Zur Anempfehlung des
Witwenstandes dürften schon die, zumal bei uns eintretenden Ungelegenheiten,
welche durch Kinder versucht werden, genügen34); zur Aufziehung derselben
müssen die Menschen ja sogar erst durch Gesetze angehalten werden, weil kein
weiser Mann von freien Stücken jemals nach Kindern verlangt. Was wirst du also
tun, wenn du die neue Gattin mit dem, was du verstehst, in andere Umstände
versetzt hast? Willst du dann etwa das Empfangene durch Arzneimittel
beseitigen? Mich dünkt, es ist uns ebenso wenig erlaubt, einen in der Geburt
begriffenen Menschen als einen schon geborenen zu töten.
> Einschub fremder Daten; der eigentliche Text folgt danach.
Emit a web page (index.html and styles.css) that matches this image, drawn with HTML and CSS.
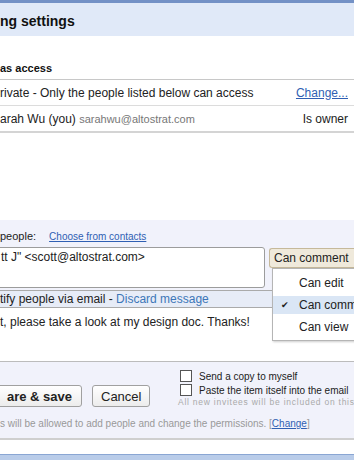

Aber vielleicht wirst
du dich erkühnen, in jener Zeit, wo deine Frau schwanger ist, ein Heilmittel
für diesen großen Kummer von Gott zu erbitten, weil du das in deiner Gewalt befindliche
Heilmittel35) verschmäht hast. Vermutlich wird man sich eine
unfruchtbare Frau besorgen oder eine, die schon im kälteren Alter steht?! Sehr
weise und vor allem auch der Religion entsprechend! Denn daran, daß eine
Unfruchtbare oder eine Greisin durch den Willen Gottes geboren habe36), glauben wir ja nicht. Das
kann
um so leichter geschehen, wenn
jemand dadurch, daß er in dieser Weise auf seine Vorsicht vertraut, die
Feindschaft Gottes herausfordert. Wir kennen z. B. einen Fall, wo einer von den
Mitbrüdern, da er um seiner Tochter willen in zweiter Ehe eine Unfruchtbare
genommen hatte, nochmals Vater wurde, wie er nochmals Gatte geworden war.